Background: Alloimmunization can present a virtually insurmountable barrier to kidney transplantation. Past protocols to desensitize patients using plasmapheresis and cyclophosphamide have not been broadly applied because of the fear of complications, including high rates of immunologic failure.
Methods: Fifteen patients with a positive donor-recipient cross-match were desensitized with plasmapheresis to permit live donor (LD) transplantation under newer maintenance immunosuppressants. Pretransplant the patients received plasmapheresis three times weekly for a planned maximum of six treatments, plus intravenous hyperimmune globulin, tacrolimus, mycophenolate mofetil, and prednisone. Patients who were successfully desensitized and received transplants were given 10 days of OKT3 postoperatively.
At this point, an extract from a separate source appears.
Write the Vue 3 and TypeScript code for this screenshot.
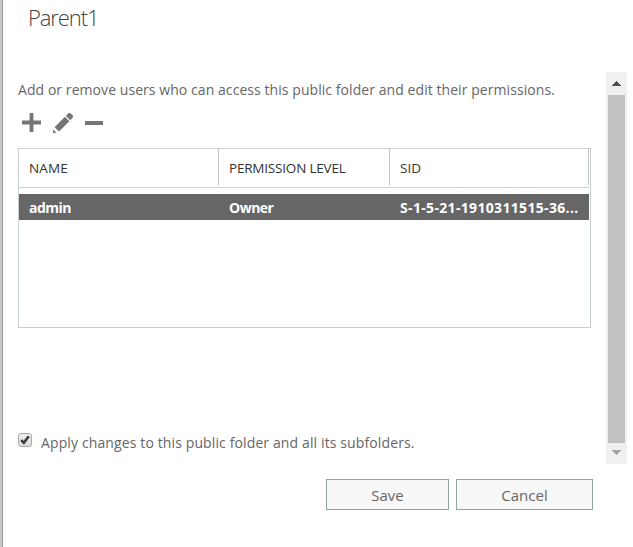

Results: Eleven of the 15 patients became anti-human globulin cross-match-negative after one to five plasmapheresis treatments and underwent LD transplantation. Relatively low initial titers of donor-specific antibody were predictive of successful attainment of a negative cross-match. Few side effects and rejection episodes were observed. All transplant patients remain dialysis-free after 3-26 months of follow-up.
Conclusion: A positive cross-match is not necessarily a contraindication to LD transplantation, especially for patients with low donor-specific alloantibody titers.